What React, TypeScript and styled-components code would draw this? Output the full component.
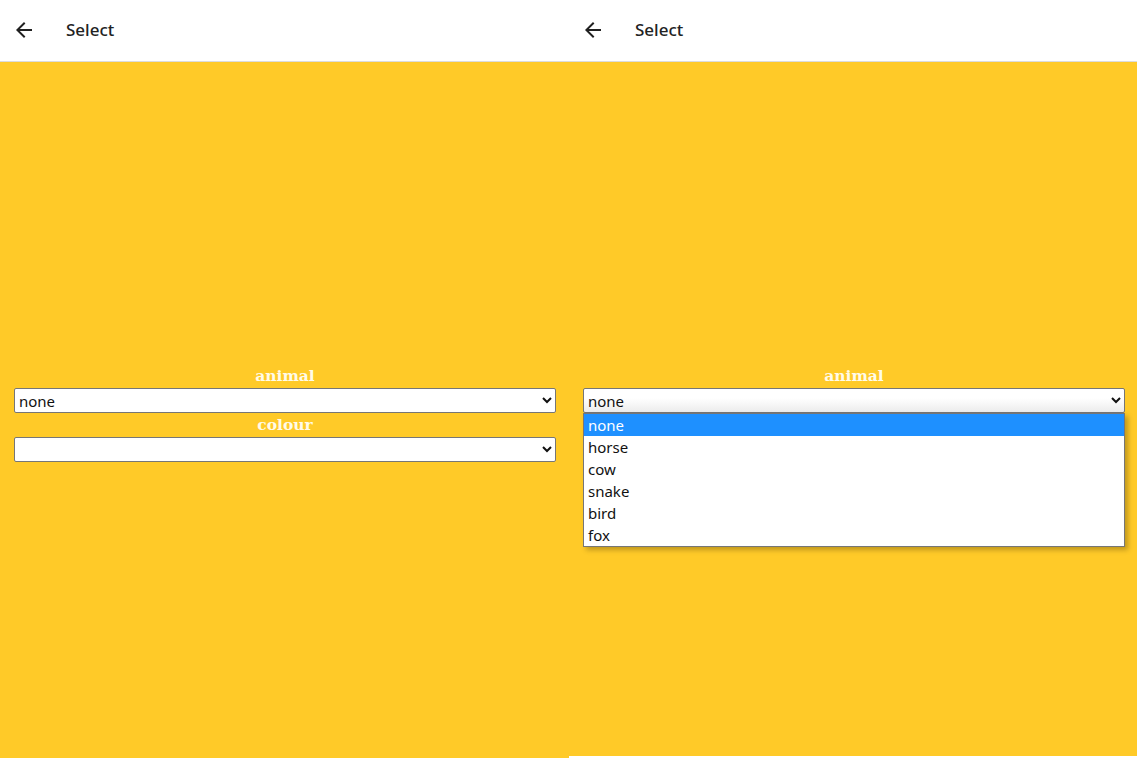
import { ReactElement } from 'react';
import styled, { createGlobalStyle } from 'styled-components';

const GlobalStyle = createGlobalStyle`
  html, body {
    margin: 0;
    padding: 0;
    background: #ffffff;
    overflow: hidden;
  }
`;

const Screen = styled.div`
  display: flex;
  width: 1137px;
  height: 758px;
  overflow: hidden;
`;

const Panel = styled.div<{ $height: number }>`
  flex: 0 0 569px;
  height: ${(p) => p.$height}px;
  display: flex;
  flex-direction: column;
  background: #ffca28;
`;

const Header = styled.div`
  height: 62px;
  flex: 0 0 62px;
  box-sizing: border-box;
  padding-bottom: 2px;
  display: flex;
  align-items: center;
  background: #ffffff;
  border-bottom: 1px solid #dcdcdc;
`;

const BackButton = styled.button`
  width: 24px;
  height: 24px;
  margin-left: 12px;
  padding: 0;
  border: none;
  background: none;
  display: flex;
  align-items: center;
  justify-content: center;
  cursor: pointer;
  color: #202020;
`;

const Title = styled.div`
  margin-left: 30px;
  font-family: 'Noto Sans', 'Open Sans', sans-serif;
  font-size: 17px;
  font-weight: 500;
  color: #222222;
`;

const Body = styled.div`
  position: relative;
  flex: 1;
  padding: 302px 13px 0 14px;
  display: flex;
  flex-direction: column;
`;

const Label = styled.div`
  height: 24px;
  line-height: 24px;
  text-align: center;
  font-family: 'DejaVu Serif', 'Liberation Serif', serif;
  font-weight: bold;
  font-size: 15.5px;
  color: #fffbea;
`;

const Field = styled.div`
  position: relative;
`;

const Select = styled.select<{ $open?: boolean }>`
  display: block;
  width: 100%;
  height: 25px;
  margin: 0;
  padding: 0 2px 0 0;
  box-sizing: border-box;
  border: 1px solid #767676;
  border-radius: 2px;
  font-family: 'Noto Sans', 'Open Sans', sans-serif;
  font-size: 15px;
  color: #111111;
  background: ${(p) =>
    p.$open ? 'linear-gradient(#ffffff 40%, #ececec)' : '#ffffff'};
  outline: none;
`;

const ListBox = styled.ul`
  position: absolute;
  top: 25px;
  left: 0;
  right: 0;
  margin: 0;
  padding: 0;
  list-style: none;
  background: #ffffff;
  border: 1px solid #767676;
  box-shadow: 3px 3px 5px rgba(0, 0, 0, 0.25);
  z-index: 2;
`;

const Option = styled.li<{ $active?: boolean }>`
  height: 22px;
  line-height: 22px;
  padding-left: 4px;
  font-family: 'Noto Sans', 'Open Sans', sans-serif;
  font-size: 15px;
  color: ${(p) => (p.$active ? '#ffffff' : '#111111')};
  background: ${(p) => (p.$active ? '#1e90ff' : 'transparent')};
`;

const animals = ['none', 'horse', 'cow', 'snake', 'bird', 'fox'];

function ArrowBack(): ReactElement {
  return (
    <svg width="24" height="24" viewBox="0 0 24 24" fill="currentColor">
      <path d="M20 11H7.83l5.59-5.59L12 4l-8 8 8 8 1.41-1.41L7.83 13H20v-2z" />
    </svg>
  );
}

function SelectScreen({ open, height }: { open?: boolean; height: number }): ReactElement {
  return (
    <Panel $height={height}>
      <Header>
        <BackButton aria-label="back">
          <ArrowBack />
        </BackButton>
        <Title>Select</Title>
      </Header>
      <Body>
        <Label>animal</Label>
        <Field>
          <Select $open={open} defaultValue="none">
            {animals.map((a) => (
              <option key={a} value={a}>
                {a}
              </option>
            ))}
          </Select>
          {open && (
            <ListBox>
              {animals.map((a, idx) => (
                <Option key={a} $active={idx === 0}>
                  {a}
                </Option>
              ))}
            </ListBox>
          )}
        </Field>
        <Label>colour</Label>
        <Field>
          <Select defaultValue="">
            <option value=""></option>
            <option value="red">red</option>
            <option value="green">green</option>
            <option value="blue">blue</option>
          </Select>
        </Field>
      </Body>
    </Panel>
  );
}

export default function App(): ReactElement {
  return (
    <Screen>
      <GlobalStyle />
      <SelectScreen height={758} />
      <SelectScreen open height={756} />
    </Screen>
  );
}
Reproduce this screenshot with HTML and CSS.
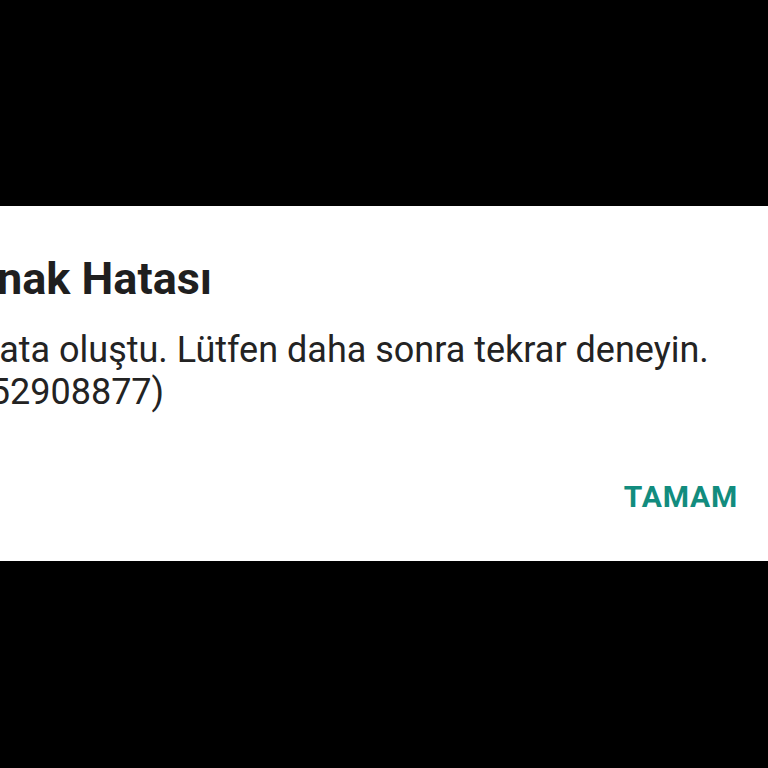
FILE: index.html
```html
<!DOCTYPE html>
<html lang="tr">
<head>
<meta charset="utf-8">
<link rel="stylesheet" href="styles.css">
</head>
<body>
<div class="dialog">
  <h1 class="title">Kaynak Hatası</h1>
  <p class="message">Bir hata oluştu. Lütfen daha sonra tekrar deneyin.<br>(-1152908877)</p>
  <div class="actions"><span class="btn">TAMAM</span></div>
</div>
</body>
</html>
```
FILE: styles.css
```css
html, body {
  margin: 0;
  padding: 0;
  background: #000;
  height: 768px;
  overflow: hidden;
}
.dialog {
  margin-top: 206px;
  margin-left: -73px;
  height: 355px;
  box-sizing: border-box;
  background: #fff;
  padding: 45px 30px 46px 0;
  font-family: Roboto, "Noto Sans", sans-serif;
  display: flex;
  flex-direction: column;
}
.title {
  margin: 0 0 0 -5px;
  font-size: 45px;
  line-height: 56px;
  font-weight: 700;
  color: #1f1f1f;
  white-space: nowrap;
}
.message {
  margin: 22px 0 0;
  font-size: 36px;
  line-height: 42px;
  font-weight: 400;
  color: #232323;
  white-space: nowrap;
}
.actions {
  margin-top: auto;
  display: flex;
  justify-content: flex-end;
}
.btn {
  font-size: 30px;
  line-height: 36px;
  font-weight: 700;
  color: #128c7e;
  letter-spacing: 0.8px;
}
```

_Task details_.
The material above holds pictures; copy everything else in it exactly.

_Answer to the task_.
What React, TypeScript and styled-components code would draw this? Output the full component.
import { ReactElement } from 'react';
import styled, { createGlobalStyle } from 'styled-components';

const GlobalStyle = createGlobalStyle`
  html, body {
    margin: 0;
    padding: 0;
    background: #ffffff;
    overflow: hidden;
  }
`;

const Screen = styled.div`
  display: flex;
  width: 1137px;
  height: 758px;
  overflow: hidden;
`;

const Panel = styled.div<{ $height: number }>`
  flex: 0 0 569px;
  height: ${(p) => p.$height}px;
  display: flex;
  flex-direction: column;
  background: #ffca28;
`;

const Header = styled.div`
  height: 62px;
  flex: 0 0 62px;
  box-sizing: border-box;
  padding-bottom: 2px;
  display: flex;
  align-items: center;
  background: #ffffff;
  border-bottom: 1px solid #dcdcdc;
`;

const BackButton = styled.button`
  width: 24px;
  height: 24px;
  margin-left: 12px;
  padding: 0;
  border: none;
  background: none;
  display: flex;
  align-items: center;
  justify-content: center;
  cursor: pointer;
  color: #202020;
`;

const Title = styled.div`
  margin-left: 30px;
  font-family: 'Noto Sans', 'Open Sans', sans-serif;
  font-size: 17px;
  font-weight: 500;
  color: #222222;
`;

const Body = styled.div`
  position: relative;
  flex: 1;
  padding: 302px 13px 0 14px;
  display: flex;
  flex-direction: column;
`;

const Label = styled.div`
  height: 24px;
  line-height: 24px;
  text-align: center;
  font-family: 'DejaVu Serif', 'Liberation Serif', serif;
  font-weight: bold;
  font-size: 15.5px;
  color: #fffbea;
`;

const Field = styled.div`
  position: relative;
`;

const Select = styled.select<{ $open?: boolean }>`
  display: block;
  width: 100%;
  height: 25px;
  margin: 0;
  padding: 0 2px 0 0;
  box-sizing: border-box;
  border: 1px solid #767676;
  border-radius: 2px;
  font-family: 'Noto Sans', 'Open Sans', sans-serif;
  font-size: 15px;
  color: #111111;
  background: ${(p) =>
    p.$open ? 'linear-gradient(#ffffff 40%, #ececec)' : '#ffffff'};
  outline: none;
`;

const ListBox = styled.ul`
  position: absolute;
  top: 25px;
  left: 0;
  right: 0;
  margin: 0;
  padding: 0;
  list-style: none;
  background: #ffffff;
  border: 1px solid #767676;
  box-shadow: 3px 3px 5px rgba(0, 0, 0, 0.25);
  z-index: 2;
`;

const Option = styled.li<{ $active?: boolean }>`
  height: 22px;
  line-height: 22px;
  padding-left: 4px;
  font-family: 'Noto Sans', 'Open Sans', sans-serif;
  font-size: 15px;
  color: ${(p) => (p.$active ? '#ffffff' : '#111111')};
  background: ${(p) => (p.$active ? '#1e90ff' : 'transparent')};
`;

const animals = ['none', 'horse', 'cow', 'snake', 'bird', 'fox'];

function ArrowBack(): ReactElement {
  return (
    <svg width="24" height="24" viewBox="0 0 24 24" fill="currentColor">
      <path d="M20 11H7.83l5.59-5.59L12 4l-8 8 8 8 1.41-1.41L7.83 13H20v-2z" />
    </svg>
  );
}

function SelectScreen({ open, height }: { open?: boolean; height: number }): ReactElement {
  return (
    <Panel $height={height}>
      <Header>
        <BackButton aria-label="back">
          <ArrowBack />
        </BackButton>
        <Title>Select</Title>
      </Header>
      <Body>
        <Label>animal</Label>
        <Field>
          <Select $open={open} defaultValue="none">
            {animals.map((a) => (
              <option key={a} value={a}>
                {a}
              </option>
            ))}
          </Select>
          {open && (
            <ListBox>
              {animals.map((a, idx) => (
                <Option key={a} $active={idx === 0}>
                  {a}
                </Option>
              ))}
            </ListBox>
          )}
        </Field>
        <Label>colour</Label>
        <Field>
          <Select defaultValue="">
            <option value=""></option>
            <option value="red">red</option>
            <option value="green">green</option>
            <option value="blue">blue</option>
          </Select>
        </Field>
      </Body>
    </Panel>
  );
}

export default function App(): ReactElement {
  return (
    <Screen>
      <GlobalStyle />
      <SelectScreen height={758} />
      <SelectScreen open height={756} />
    </Screen>
  );
}
Reproduce this screenshot with HTML and CSS.
FILE: index.html
```html
<!DOCTYPE html>
<html lang="tr">
<head>
<meta charset="utf-8">
<link rel="stylesheet" href="styles.css">
</head>
<body>
<div class="dialog">
  <h1 class="title">Kaynak Hatası</h1>
  <p class="message">Bir hata oluştu. Lütfen daha sonra tekrar deneyin.<br>(-1152908877)</p>
  <div class="actions"><span class="btn">TAMAM</span></div>
</div>
</body>
</html>
```
FILE: styles.css
```css
html, body {
  margin: 0;
  padding: 0;
  background: #000;
  height: 768px;
  overflow: hidden;
}
.dialog {
  margin-top: 206px;
  margin-left: -73px;
  height: 355px;
  box-sizing: border-box;
  background: #fff;
  padding: 45px 30px 46px 0;
  font-family: Roboto, "Noto Sans", sans-serif;
  display: flex;
  flex-direction: column;
}
.title {
  margin: 0 0 0 -5px;
  font-size: 45px;
  line-height: 56px;
  font-weight: 700;
  color: #1f1f1f;
  white-space: nowrap;
}
.message {
  margin: 22px 0 0;
  font-size: 36px;
  line-height: 42px;
  font-weight: 400;
  color: #232323;
  white-space: nowrap;
}
.actions {
  margin-top: auto;
  display: flex;
  justify-content: flex-end;
}
.btn {
  font-size: 30px;
  line-height: 36px;
  font-weight: 700;
  color: #128c7e;
  letter-spacing: 0.8px;
}
```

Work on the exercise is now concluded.